───── Material ─────

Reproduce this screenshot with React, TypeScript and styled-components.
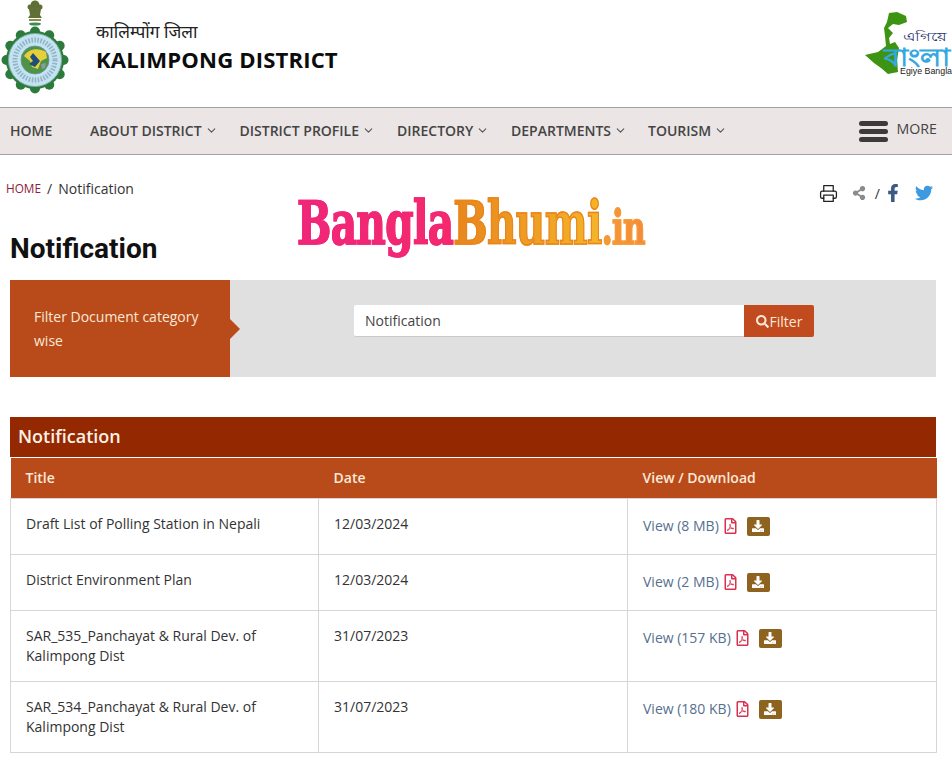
import React, { FC } from 'react'
import styled, { createGlobalStyle } from 'styled-components'
import { FaDownload, FaFacebookF, FaRegFilePdf, FaSearch, FaShareAlt, FaTwitter } from 'react-icons/fa'
import { FiChevronDown, FiPrinter } from 'react-icons/fi'

const GlobalStyle = createGlobalStyle`
	* {
		box-sizing: border-box;
	}
	html, body {
		margin: 0;
		padding: 0;
		background: #fff;
		overflow: hidden;
		font-family: 'Open Sans', 'Noto Sans', sans-serif;
		color: #333;
	}
`

const Page = styled.div`
	position: relative;
	width: 952px;
	height: 759px;
	overflow: hidden;
`

const Header = styled.header`
	height: 107px;
	display: flex;
	align-items: flex-start;
	justify-content: space-between;
`

const Brand = styled.div`
	display: flex;
	align-items: center;
	gap: 26px;
`

const BrandText = styled.div`
	display: flex;
	flex-direction: column;
	margin-top: -6px;
`

const HindiName = styled.span`
	font-size: 17.3px;
	line-height: 24px;
	color: #222;
	font-family: 'Noto Sans', 'Lohit Devanagari', 'FreeSans', sans-serif;
`

const EnglishName = styled.span`
	font-size: 22.1px;
	font-weight: 700;
	line-height: 30px;
	color: #0c0c0c;
	letter-spacing: 0.15px;
`

const Nav = styled.nav`
	height: 48px;
	background: #ebe5e5;
	border-top: 1px solid #a5a1a1;
	border-bottom: 1px solid #a5a1a1;
	display: flex;
	align-items: center;
	padding: 0 15px 0 10px;
	font-size: 14px;
	font-weight: 600;
	color: #444;
`

const NavItem = styled.div<{ $width: number }>`
	width: ${({ $width }) => $width}px;
	display: flex;
	align-items: center;
	gap: 3px;
	padding-bottom: 2px;
	white-space: nowrap;

	svg {
		width: 13px;
		height: 13px;
		color: #555;
	}
`

const MoreButton = styled.div`
	margin-left: auto;
	display: flex;
	align-items: center;
	gap: 9px;
	font-weight: 500;
	font-size: 14.2px;
`

const MoreLabel = styled.span`
	padding-bottom: 5px;
`

const Burger = styled.span`
	width: 29px;
	display: flex;
	flex-direction: column;
	gap: 3px;

	i {
		display: block;
		height: 5px;
		border-radius: 3px;
		background: #3f3a3a;
	}
`

const Crumbs = styled.div`
	height: 67px;
	padding: 24px 19px 0 6px;
	display: flex;
	justify-content: space-between;
	font-size: 14px;
	line-height: 19px;
`

const CrumbTrail = styled.div`
	display: flex;
	align-items: center;
	gap: 6px;
	height: 19px;
`

const CrumbLink = styled.span`
	font-size: 11.8px;
	color: #8e1d3a;
`

const ShareBar = styled.div`
	display: flex;
	align-items: center;
	height: 22px;
	margin-top: 3px;
	color: #333;
	font-size: 14px;
`

const ShareIcon = styled.span<{ $color: string; $size: number; $gap: number }>`
	display: inline-flex;
	color: ${({ $color }) => $color};
	margin-left: ${({ $gap }) => $gap}px;

	svg {
		width: ${({ $size }) => $size}px;
		height: ${({ $size }) => $size}px;
		stroke-width: 1.6;
	}
`

const Heading = styled.h1`
	margin: 0;
	padding-left: 10px;
	height: 58px;
	font-family: 'Roboto', sans-serif;
	font-size: 28px;
	font-weight: 700;
	line-height: 54px;
	color: #111;
`

const FilterBox = styled.section`
	margin: 0 16px 0 10px;
	height: 97px;
	background: #e0e0e0;
	display: flex;
`

const FilterLabel = styled.div`
	position: relative;
	width: 220px;
	background: #b94b1a;
	color: #fbe9d8;
	font-size: 14px;
	line-height: 24px;
	padding: 25px 20px 0 24px;

	&::after {
		content: '';
		position: absolute;
		right: -10px;
		top: 39px;
		border-left: 10px solid #b94b1a;
		border-top: 10px solid transparent;
		border-bottom: 10px solid transparent;
	}
`

const FilterForm = styled.div`
	display: flex;
	margin: 25px 0 0 124px;
	height: 32px;
`

const FilterInput = styled.div`
	width: 390px;
	background: #fff;
	border-bottom: 1px solid #c9c9c9;
	border-radius: 2px 0 0 2px;
	font-size: 14px;
	line-height: 31px;
	padding-left: 11px;
	color: #444;
`

const FilterButton = styled.div`
	width: 70px;
	background: #c24a1f;
	border-radius: 0 2px 2px 0;
	color: #fbe9d8;
	font-size: 14px;
	display: flex;
	align-items: center;
	justify-content: center;
	gap: 1px;

	svg {
		width: 13px;
		height: 13px;
	}
`

const TableTitle = styled.h2`
	margin: 40px 16px 0 10px;
	height: 40px;
	background: #942800;
	color: #fdf1e6;
	font-size: 18px;
	font-weight: 600;
	line-height: 39px;
	padding-left: 8px;
`

const Table = styled.table`
	margin: 1px 16px 0 10px;
	width: 926px;
	border-collapse: collapse;
	table-layout: fixed;
	font-size: 14px;
`

const HeadCell = styled.th<{ $width: number }>`
	width: ${({ $width }) => $width}px;
	height: 40px;
	background: #b94b1a;
	color: #fbe9d8;
	text-align: left;
	font-weight: 600;
	padding: 0 15px;
`

const Cell = styled.td`
	border: 1px solid #d6d6d6;
	vertical-align: top;
	padding: 15px 15px 13px;
	line-height: 20px;
	color: #333;
`

const Row = styled.tr<{ $height: number }>`
	height: ${({ $height }) => $height}px;
`

const FileLinks = styled.div`
	display: flex;
	align-items: center;
	height: 26px;
	margin-top: -1px;
`

const ViewLink = styled.span`
	color: #56708f;
`

const PdfIcon = styled(FaRegFilePdf)`
	width: 13px;
	height: 16px;
	color: #d9304f;
	margin: 1px 0 0 5px;
`

const DownloadButton = styled.span`
	width: 23px;
	height: 19px;
	margin: 1px 0 0 10px;
	border-radius: 2px;
	background: #8e6320;
	color: #fff;
	display: inline-flex;
	align-items: center;
	justify-content: center;

	svg {
		width: 12px;
		height: 12px;
	}
`

const Watermark = styled.div`
	position: absolute;
	left: 297px;
	top: 183px;
	display: flex;
	align-items: baseline;
	font-family: 'DejaVu Serif', serif;
	font-weight: 700;
	line-height: 80px;
	letter-spacing: -1px;
	white-space: nowrap;
	transform-origin: left top;
	transform: scaleX(0.677);
`

const WatermarkPart = styled.span<{ $from: string; $to: string; $size: number }>`
	font-size: ${({ $size }) => $size}px;
	background: linear-gradient(90deg, ${({ $from }) => $from}, ${({ $to }) => $to});
	-webkit-background-clip: text;
	background-clip: text;
	color: transparent;
	-webkit-text-stroke: 1.5px ${({ $from }) => $from};
`

const Emblem: FC = () => {
	const bumps = Array.from({ length: 12 }, (_, i) => (i * Math.PI) / 6)
	return (
		<svg width="70" height="100" viewBox="0 0 70 100">
			<g fill="#5f6f35">
				<circle cx="35" cy="5" r="4.5" />
				<circle cx="30" cy="7" r="2.5" />
				<circle cx="40" cy="7" r="2.5" />
				<path d="M29 9h12l-1 6 2 3H28l2-3z" />
			</g>
			<rect x="29" y="19" width="12" height="2" fill="#8a8a52" />
			<ellipse cx="35" cy="24" rx="6" ry="1.6" fill="#3f8a52" />
			{bumps.map(a => (
				<circle key={a} cx={35 + Math.cos(a) * 28.5} cy={60 + Math.sin(a) * 28.5} r="5" fill="#2c7a3c" />
			))}
			<circle cx="35" cy="60" r="29" fill="#2c7a3c" />
			<circle cx="35" cy="60" r="26.5" fill="#c4e3f2" stroke="#7fae9e" strokeWidth="1" />
			<circle cx="35" cy="60" r="20" fill="none" stroke="#5d8398" strokeWidth="5" strokeDasharray="1.5 1.5" opacity="0.5" />
			<circle cx="35" cy="60" r="14" fill="#4f9446" stroke="#6d8f9c" strokeWidth="0.8" />
			<path d="M24 56c4-7 14-9 22-4l1 6-6 3-3 8-6-2-2-6z" fill="#e6cf3c" />
			<path d="M33 53l7 8-5 6-6-3 4-3-3-4z" fill="#1d4f7a" />
			<path d="M41 64l5-1-1 5-3 1z" fill="#8a9aa0" />
		</svg>
	)
}

const BanglaLogo: FC = () => (
	<svg width="90" height="107" viewBox="862 0 90 107">
		<path
			d="M889 13L897 12L906 16L907 22L899 25L893 24L888 28L893 33L889 38L890 44L895 42L899 48L897 60L898 72L888 74L881 68L874 63L865 55L878 52L886 46L885 36L884 28L887 22Z"
			fill="#3d9413"
		/>
		<text x="884" y="66" fontFamily="'Noto Sans', sans-serif" fontSize="25" fontWeight="700" fill="#35a8e0" textLength="66" lengthAdjust="spacingAndGlyphs">
			বাংলা
		</text>
		<text x="903" y="41" fontFamily="'Noto Sans', sans-serif" fontSize="12" fill="#25306e" textLength="44" lengthAdjust="spacingAndGlyphs">
			এগিয়ে
		</text>
		<text x="900" y="74" fontFamily="'Liberation Sans', sans-serif" fontSize="8.5" fill="#222" textLength="52" lengthAdjust="spacingAndGlyphs">
			Egiye Bangla
		</text>
	</svg>
)

const navItems = [
	{ label: 'HOME', width: 80 },
	{ label: 'ABOUT DISTRICT', width: 149.5, chevron: true },
	{ label: 'DISTRICT PROFILE', width: 157.5, chevron: true },
	{ label: 'DIRECTORY', width: 114, chevron: true },
	{ label: 'DEPARTMENTS', width: 137, chevron: true },
	{ label: 'TOURISM', width: 100, chevron: true },
]

const rows = [
	{ title: 'Draft List of Polling Station in Nepali', date: '12/03/2024', size: '8 MB', height: 56 },
	{ title: 'District Environment Plan', date: '12/03/2024', size: '2 MB', height: 56 },
	{ title: 'SAR_535_Panchayat & Rural Dev. of Kalimpong Dist', date: '31/07/2023', size: '157 KB', height: 71 },
	{ title: 'SAR_534_Panchayat & Rural Dev. of Kalimpong Dist', date: '31/07/2023', size: '180 KB', height: 71 },
]

const App: FC = () => (
	<Page>
		<GlobalStyle />
		<Header>
			<Brand>
				<Emblem />
				<BrandText>
					<HindiName>कालिम्पोंग जिला</HindiName>
					<EnglishName>KALIMPONG DISTRICT</EnglishName>
				</BrandText>
			</Brand>
			<BanglaLogo />
		</Header>
		<Nav>
			{navItems.map(item => (
				<NavItem key={item.label} $width={item.width}>
					{item.label}
					{item.chevron && <FiChevronDown />}
				</NavItem>
			))}
			<MoreButton>
				<Burger>
					<i />
					<i />
					<i />
				</Burger>
				<MoreLabel>MORE</MoreLabel>
			</MoreButton>
		</Nav>
		<Crumbs>
			<CrumbTrail>
				<CrumbLink>HOME</CrumbLink>/<span>Notification</span>
			</CrumbTrail>
			<ShareBar>
				<ShareIcon $color="#222" $size={19} $gap={0}>
					<FiPrinter />
				</ShareIcon>
				<ShareIcon $color="#8b8b8b" $size={14} $gap={14}>
					<FaShareAlt />
				</ShareIcon>
				<ShareIcon $color="#333" $size={14} $gap={9}>
					/
				</ShareIcon>
				<ShareIcon $color="#3b5a85" $size={18} $gap={3.5}>
					<FaFacebookF />
				</ShareIcon>
				<ShareIcon $color="#3d9ae0" $size={18} $gap={13.5}>
					<FaTwitter />
				</ShareIcon>
			</ShareBar>
		</Crumbs>
		<Heading>Notification</Heading>
		<FilterBox>
			<FilterLabel>Filter Document category wise</FilterLabel>
			<FilterForm>
				<FilterInput>Notification</FilterInput>
				<FilterButton>
					<FaSearch />
					Filter
				</FilterButton>
			</FilterForm>
		</FilterBox>
		<TableTitle>Notification</TableTitle>
		<Table>
			<thead>
				<tr>
					<HeadCell $width={308}>Title</HeadCell>
					<HeadCell $width={309}>Date</HeadCell>
					<HeadCell $width={309}>View / Download</HeadCell>
				</tr>
			</thead>
			<tbody>
				{rows.map(row => (
					<Row key={row.title + row.size} $height={row.height}>
						<Cell>{row.title}</Cell>
						<Cell>{row.date}</Cell>
						<Cell>
							<FileLinks>
								<ViewLink>View ({row.size})</ViewLink>
								<PdfIcon />
								<DownloadButton>
									<FaDownload />
								</DownloadButton>
							</FileLinks>
						</Cell>
					</Row>
				))}
			</tbody>
		</Table>
		<Watermark>
			<WatermarkPart $from="#f0267a" $to="#f5296a" $size={60}>Bangla</WatermarkPart>
			<WatermarkPart $from="#e8851c" $to="#f5b52a" $size={60}>Bhumi</WatermarkPart>
			<WatermarkPart $from="#f59a35" $to="#f58a3a" $size={46}>.in</WatermarkPart>
		</Watermark>
	</Page>
)

export default App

─────

### Set problem
Say how many lines of the data include the word "components". Respond with the number alone.

### Solution to this problem
2